Exercise aim: Once the pictures are set aside, transcribe the remaining data exactly.

Dataset content:
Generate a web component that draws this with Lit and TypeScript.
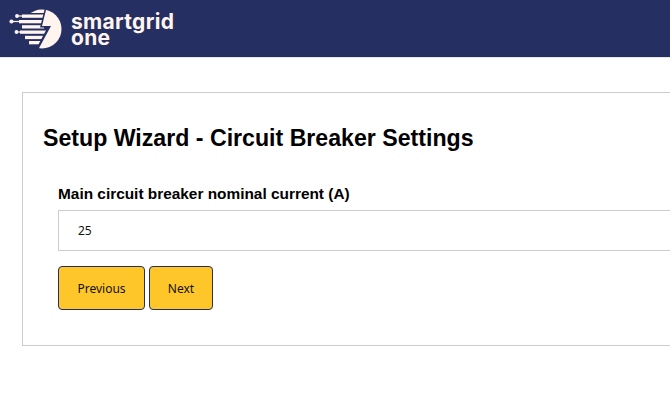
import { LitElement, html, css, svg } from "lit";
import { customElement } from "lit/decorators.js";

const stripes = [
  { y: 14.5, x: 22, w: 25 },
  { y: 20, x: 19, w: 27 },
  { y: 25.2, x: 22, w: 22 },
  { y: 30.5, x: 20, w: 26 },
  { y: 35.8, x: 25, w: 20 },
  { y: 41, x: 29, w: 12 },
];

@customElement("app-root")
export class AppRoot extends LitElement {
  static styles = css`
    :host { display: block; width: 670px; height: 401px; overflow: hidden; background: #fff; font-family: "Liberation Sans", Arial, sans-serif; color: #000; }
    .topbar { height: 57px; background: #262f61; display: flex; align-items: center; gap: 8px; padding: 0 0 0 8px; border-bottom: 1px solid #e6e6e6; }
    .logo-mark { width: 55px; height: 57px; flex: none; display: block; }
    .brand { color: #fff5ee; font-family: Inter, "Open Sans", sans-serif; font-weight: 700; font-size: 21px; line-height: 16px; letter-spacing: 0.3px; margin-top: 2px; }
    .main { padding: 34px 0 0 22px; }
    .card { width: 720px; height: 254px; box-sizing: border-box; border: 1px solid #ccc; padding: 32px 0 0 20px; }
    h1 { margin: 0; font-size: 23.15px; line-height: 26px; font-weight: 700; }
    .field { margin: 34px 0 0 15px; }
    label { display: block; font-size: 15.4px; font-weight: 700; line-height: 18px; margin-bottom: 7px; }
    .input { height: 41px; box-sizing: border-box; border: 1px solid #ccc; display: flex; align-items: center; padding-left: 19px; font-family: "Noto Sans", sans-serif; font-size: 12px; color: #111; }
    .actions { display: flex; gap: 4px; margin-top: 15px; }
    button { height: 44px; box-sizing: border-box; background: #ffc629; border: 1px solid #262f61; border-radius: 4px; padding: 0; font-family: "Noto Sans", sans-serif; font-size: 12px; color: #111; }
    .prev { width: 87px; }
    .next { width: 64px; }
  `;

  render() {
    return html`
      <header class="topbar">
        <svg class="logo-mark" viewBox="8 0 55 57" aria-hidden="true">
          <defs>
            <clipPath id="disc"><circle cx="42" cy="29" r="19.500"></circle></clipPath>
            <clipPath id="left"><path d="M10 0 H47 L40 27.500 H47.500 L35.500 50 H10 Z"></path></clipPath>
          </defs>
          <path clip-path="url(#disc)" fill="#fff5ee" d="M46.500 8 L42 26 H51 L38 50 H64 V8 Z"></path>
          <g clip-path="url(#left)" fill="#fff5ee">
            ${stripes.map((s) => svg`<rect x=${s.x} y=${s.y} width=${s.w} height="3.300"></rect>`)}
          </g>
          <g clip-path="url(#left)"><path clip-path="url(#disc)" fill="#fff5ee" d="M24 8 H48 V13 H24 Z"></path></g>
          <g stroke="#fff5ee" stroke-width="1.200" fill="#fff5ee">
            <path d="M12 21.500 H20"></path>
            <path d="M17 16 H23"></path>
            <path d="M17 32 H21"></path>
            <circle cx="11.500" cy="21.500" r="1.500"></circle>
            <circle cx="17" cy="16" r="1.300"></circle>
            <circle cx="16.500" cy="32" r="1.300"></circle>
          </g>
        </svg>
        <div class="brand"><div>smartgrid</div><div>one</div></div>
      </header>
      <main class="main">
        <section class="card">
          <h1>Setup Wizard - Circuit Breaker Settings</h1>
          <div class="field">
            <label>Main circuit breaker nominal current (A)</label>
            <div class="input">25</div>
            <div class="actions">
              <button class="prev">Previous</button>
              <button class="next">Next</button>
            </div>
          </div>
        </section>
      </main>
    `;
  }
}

Exercise response:
Generate a web component that draws this with Lit and TypeScript.
import { LitElement, html, css, svg } from "lit";
import { customElement } from "lit/decorators.js";

const stripes = [
  { y: 14.5, x: 22, w: 25 },
  { y: 20, x: 19, w: 27 },
  { y: 25.2, x: 22, w: 22 },
  { y: 30.5, x: 20, w: 26 },
  { y: 35.8, x: 25, w: 20 },
  { y: 41, x: 29, w: 12 },
];

@customElement("app-root")
export class AppRoot extends LitElement {
  static styles = css`
    :host { display: block; width: 670px; height: 401px; overflow: hidden; background: #fff; font-family: "Liberation Sans", Arial, sans-serif; color: #000; }
    .topbar { height: 57px; background: #262f61; display: flex; align-items: center; gap: 8px; padding: 0 0 0 8px; border-bottom: 1px solid #e6e6e6; }
    .logo-mark { width: 55px; height: 57px; flex: none; display: block; }
    .brand { color: #fff5ee; font-family: Inter, "Open Sans", sans-serif; font-weight: 700; font-size: 21px; line-height: 16px; letter-spacing: 0.3px; margin-top: 2px; }
    .main { padding: 34px 0 0 22px; }
    .card { width: 720px; height: 254px; box-sizing: border-box; border: 1px solid #ccc; padding: 32px 0 0 20px; }
    h1 { margin: 0; font-size: 23.15px; line-height: 26px; font-weight: 700; }
    .field { margin: 34px 0 0 15px; }
    label { display: block; font-size: 15.4px; font-weight: 700; line-height: 18px; margin-bottom: 7px; }
    .input { height: 41px; box-sizing: border-box; border: 1px solid #ccc; display: flex; align-items: center; padding-left: 19px; font-family: "Noto Sans", sans-serif; font-size: 12px; color: #111; }
    .actions { display: flex; gap: 4px; margin-top: 15px; }
    button { height: 44px; box-sizing: border-box; background: #ffc629; border: 1px solid #262f61; border-radius: 4px; padding: 0; font-family: "Noto Sans", sans-serif; font-size: 12px; color: #111; }
    .prev { width: 87px; }
    .next { width: 64px; }
  `;

  render() {
    return html`
      <header class="topbar">
        <svg class="logo-mark" viewBox="8 0 55 57" aria-hidden="true">
          <defs>
            <clipPath id="disc"><circle cx="42" cy="29" r="19.500"></circle></clipPath>
            <clipPath id="left"><path d="M10 0 H47 L40 27.500 H47.500 L35.500 50 H10 Z"></path></clipPath>
          </defs>
          <path clip-path="url(#disc)" fill="#fff5ee" d="M46.500 8 L42 26 H51 L38 50 H64 V8 Z"></path>
          <g clip-path="url(#left)" fill="#fff5ee">
            ${stripes.map((s) => svg`<rect x=${s.x} y=${s.y} width=${s.w} height="3.300"></rect>`)}
          </g>
          <g clip-path="url(#left)"><path clip-path="url(#disc)" fill="#fff5ee" d="M24 8 H48 V13 H24 Z"></path></g>
          <g stroke="#fff5ee" stroke-width="1.200" fill="#fff5ee">
            <path d="M12 21.500 H20"></path>
            <path d="M17 16 H23"></path>
            <path d="M17 32 H21"></path>
            <circle cx="11.500" cy="21.500" r="1.500"></circle>
            <circle cx="17" cy="16" r="1.300"></circle>
            <circle cx="16.500" cy="32" r="1.300"></circle>
          </g>
        </svg>
        <div class="brand"><div>smartgrid</div><div>one</div></div>
      </header>
      <main class="main">
        <section class="card">
          <h1>Setup Wizard - Circuit Breaker Settings</h1>
          <div class="field">
            <label>Main circuit breaker nominal current (A)</label>
            <div class="input">25</div>
            <div class="actions">
              <button class="prev">Previous</button>
              <button class="next">Next</button>
            </div>
          </div>
        </section>
      </main>
    `;
  }
}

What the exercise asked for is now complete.